Cette année, la présentation officielle du rapport s’est tenue dans la capitale de l’Éthiopie, Addis-Abeba – une première sur le continent africain. Il s’agit d’un choix approprié et symbolique, car l’Afrique reste en première ligne de la crise alimentaire mondiale.
Ainsi, bien que la faim ait reculé à l’échelle mondiale depuis le pic enregistré en 2022, les effets des crises cumulées qui se sont manifestés ces dernières années se font encore sentir. ‘’Le relèvement doit être inclusif : nous ne pouvons accepter un avenir dans lequel des régions entières seraient laissées de côté’’, a déclaré M. Qu. ‘’Savoir, c’est pouvoir. Le rapport présenté aujourd’hui nous donne matière à réfléchir, mais aussi les moyens d’agir. Les crises concomitantes, comme les conflits, les chocs climatiques, l’inflation et les déplacements, mettent au jour la profonde fragilité de nos systèmes alimentaires et il en ressort un message clair : la coopération doit remplacer le conflit’’, a relevé la vice-secrétaire générale de l’ONU, Amina J. Mohammed.
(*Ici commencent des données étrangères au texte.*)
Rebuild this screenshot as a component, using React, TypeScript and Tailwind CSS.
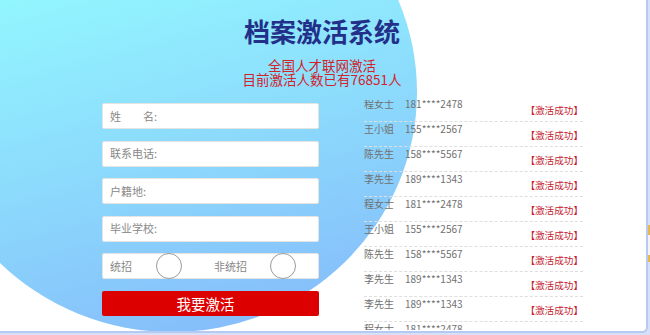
import React from "react";

const rows = [
  ["程女士", "181****2478"],
  ["王小姐", "155****2567"],
  ["陈先生", "158****5567"],
  ["李先生", "189****1343"],
  ["程女士", "181****2478"],
  ["王小姐", "155****2567"],
  ["陈先生", "158****5567"],
  ["李先生", "189****1343"],
  ["李先生", "189****1343"],
  ["程女士", "181****2478"],
];

const fields = ["姓\u3000\u3000名:", "联系电话:", "户籍地:", "毕业学校:"];

export default function App() {
  return (
    <div
      className="flex w-[650px] h-[335px] bg-[#d6e1f8] overflow-hidden"
      style={{ fontFamily: '"Noto Sans CJK SC", "Noto Sans", sans-serif' }}
    >
      <div className="relative w-[648px] h-[333px] shrink-0 bg-white border-r-2 border-b-2 border-[#b6c9f2] rounded-br-[6px] overflow-hidden">
        {/* decorative gradient blob */}
        <div className="absolute left-[-73px] top-[-148px] w-[490px] h-[480px] rounded-[50%] bg-[linear-gradient(165deg,#92f6fe_28%,#84b6fa_100%)]" />

        <div className="relative flex flex-col">
          <div className="flex flex-col items-center pt-[16px] pr-[2px]">
            <h1 className="text-[26px] leading-[30px] font-bold text-[#23308a]">档案激活系统</h1>
            <div className="mt-[13px] flex flex-col items-center text-[13.5px] leading-[13.5px] text-[#d2222b]">
              <span>全国人才联网激活</span>
              <span>目前激活人数已有76851人</span>
            </div>
          </div>

          <div className="mt-[14px] flex">
            <div className="ml-[102px] w-[217px] pt-[3px] flex flex-col gap-[11.5px]">
              {fields.map((f) => (
                <div
                  key={f}
                  className="h-[26px] bg-white border border-[#e4e4e4] rounded-[2px] flex items-center pl-[7px] text-[11px] text-[#888]"
                >
                  {f}
                </div>
              ))}
              <div className="h-[26px] bg-white border border-[#e4e4e4] rounded-[2px] flex items-center pl-[7px] text-[11px] text-[#888]">
                <span className="w-[46px]">统招</span>
                <span className="w-[26px] h-[26px] rounded-full border border-[#9a9a9a] bg-white shrink-0" />
                <span className="ml-[32px] w-[56px]">非统招</span>
                <span className="w-[26px] h-[26px] rounded-full border border-[#9a9a9a] bg-white shrink-0" />
              </div>
              <button className="h-[25px] bg-[#dd0000] rounded-[2px] text-white text-[14.5px] leading-[25px] flex items-center justify-center pr-[10px]">
                我要激活
              </button>
            </div>

            <div className="ml-[45px] w-[219px] h-[230px] overflow-hidden">
              <div className="mt-[-3px]">
                {rows.map(([n, p], i) => (
                  <div
                    key={i}
                    className="h-[25px] flex items-start border-b border-dashed border-[#dedede] text-[#707070]"
                  >
                    <span className="w-[41px] pt-[2px] text-[10px] leading-[10px]">{n}</span>
                    <span className="flex-1 pt-[2px] text-[10px] leading-[10px]">{p}</span>
                    <span className="mr-[0px] pt-[8px] text-[9.6px] leading-[10px] text-[#c41a2e]">【激活成功】</span>
                  </div>
                ))}
              </div>
            </div>
          </div>
        </div>
      </div>
      <div className="flex flex-col w-[2px] pt-[225px]">
        <div className="h-[10px] bg-[#e6b94c]" />
        <div className="h-[20px] bg-[#f3f3f3]" />
        <div className="h-[7px] bg-[#e6b94c]" />
      </div>
    </div>
  );
}
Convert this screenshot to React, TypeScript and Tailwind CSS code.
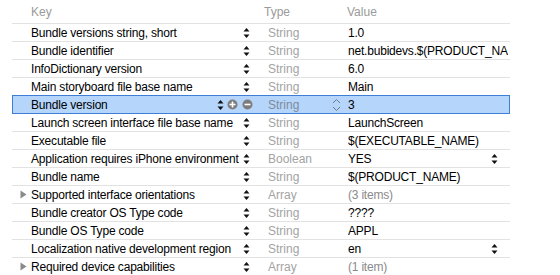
import React from "react";

interface Row {
  key: string;
  type: string;
  value: string;
  expandable?: boolean;
  popup?: boolean;
  selected?: boolean;
  dim?: boolean;
}

const rows: Row[] = [
  { key: "Bundle versions string, short", type: "String", value: "1.0" },
  { key: "Bundle identifier", type: "String", value: "net.bubidevs.$(PRODUCT_NA" },
  { key: "InfoDictionary version", type: "String", value: "6.0" },
  { key: "Main storyboard file base name", type: "String", value: "Main" },
  { key: "Bundle version", type: "String", value: "3", selected: true },
  { key: "Launch screen interface file base name", type: "String", value: "LaunchScreen" },
  { key: "Executable file", type: "String", value: "$(EXECUTABLE_NAME)" },
  { key: "Application requires iPhone environment", type: "Boolean", value: "YES", popup: true },
  { key: "Bundle name", type: "String", value: "$(PRODUCT_NAME)" },
  { key: "Supported interface orientations", type: "Array", value: "(3 items)", expandable: true, dim: true },
  { key: "Bundle creator OS Type code", type: "String", value: "????" },
  { key: "Bundle OS Type code", type: "String", value: "APPL" },
  { key: "Localization native development region", type: "String", value: "en", popup: true },
  { key: "Required device capabilities", type: "Array", value: "(1 item)", expandable: true, dim: true },
];

function Stepper() {
  return (
    <svg width="7" height="12" viewBox="0 0 7 12" className="block">
      <path d="M3.5 1 L6.5 4.5 L0.5 4.5 Z" fill="#111" />
      <path d="M3.5 11 L6.5 7.5 L0.5 7.5 Z" fill="#111" />
    </svg>
  );
}

function Chevrons() {
  return (
    <svg width="9" height="14" viewBox="0 0 9 14" className="block">
      <path d="M1 5 L4.5 1.5 L8 5" fill="none" stroke="#6b7a8c" strokeWidth="1" />
      <path d="M1 9 L4.5 12.5 L8 9" fill="none" stroke="#6b7a8c" strokeWidth="1" />
    </svg>
  );
}

function RoundButton({ minus }: { minus?: boolean }) {
  return (
    <svg width="11" height="11" viewBox="0 0 11 11" className="block">
      <circle cx="5.5" cy="5.5" r="5" fill="#7d7d7d" />
      <rect x="2.5" y="4.7" width="6" height="1.6" fill="#fff" />
      {!minus && <rect x="4.7" y="2.5" width="1.6" height="6" fill="#fff" />}
    </svg>
  );
}

export default function App() {
  return (
    <div
      className="w-[560px] h-[275px] overflow-hidden bg-white text-[12px] text-black"
      style={{ fontFamily: '"Liberation Sans", Arial, sans-serif' }}
    >
      <div className="ml-[12px] w-[498px]">
        <div className="flex h-[24px] items-center border-b border-[#e2e2e2] text-[#9a9a9a]">
          <div className="w-[19px]" />
          <div className="w-[233px]">Key</div>
          <div className="w-[83px]">Type</div>
          <div>Value</div>
        </div>

        {rows.map((r) =>
          r.selected ? (
            <div
              key={r.key}
              className="-mt-px flex h-[19px] items-center border border-[#3d7fd6] bg-[#b5d5fb]"
            >
              <div className="w-[18px]" />
              <div className="w-[186px] truncate tracking-[-0.2px]">{r.key}</div>
              <div className="w-[10px]">
                <Stepper />
              </div>
              <div className="w-[15px]">
                <RoundButton />
              </div>
              <div className="w-[26px]">
                <RoundButton minus />
              </div>
              <div className="w-[64px] text-[#7f8c9c]">{r.type}</div>
              <div className="w-[16px]">
                <Chevrons />
              </div>
              <div>{r.value}</div>
            </div>
          ) : (
            <div key={r.key} className="flex h-[18px] items-center border-b border-[#e2e2e2]">
              <div className="flex w-[19px] justify-center pl-[4px]">
                {r.expandable && (
                  <svg width="7" height="9" viewBox="0 0 7 9" className="block">
                    <path d="M0.5 0.5 L6.5 4.5 L0.5 8.5 Z" fill="#8a8a8a" />
                  </svg>
                )}
              </div>
              <div className="w-[212px] whitespace-nowrap tracking-[-0.2px]">{r.key}</div>
              <div className="w-[25px]">
                <Stepper />
              </div>
              <div className="w-[80px] text-[#a3a3a3]">{r.type}</div>
              <div
                className={`flex-1 overflow-hidden whitespace-nowrap tracking-[-0.2px] ${r.dim ? "text-[#8a8a8a]" : ""}`}
              >
                {r.value}
              </div>
              {r.popup && (
                <div className="w-[19px]">
                  <Stepper />
                </div>
              )}
            </div>
          )
        )}
      </div>
    </div>
  );
}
Ce qu’il y a lieu de faire
Pour M. Qu, il y a lieu de tout faire – et bien plus – pour que chacun, en particulier les femmes et les enfants, ait accès à une alimentation nutritive et variée.
Une alimentation saine, selon le rapport, devrait également être abordable, compte tenu du fait que 2,6 milliards de personnes n’avaient toujours pas les moyens de manger sainement en 2024. Dans ce contexte, l’édition 2025 du rapport est en partie axée sur l’inflation du prix des aliments et contient une analyse des causes et conséquences de ce phénomène ainsi que des mesures stratégiques permettant d’y remédier.
Depuis 2020, l’inflation du prix des aliments est systématiquement supérieure à l’inflation globale, ce qui révèle les points de vulnérabilité propres aux systèmes agroalimentaires et souligne qu’il faut d’urgence accorder la priorité aux politiques alimentaires dans le cadre de la planification macroéconomique.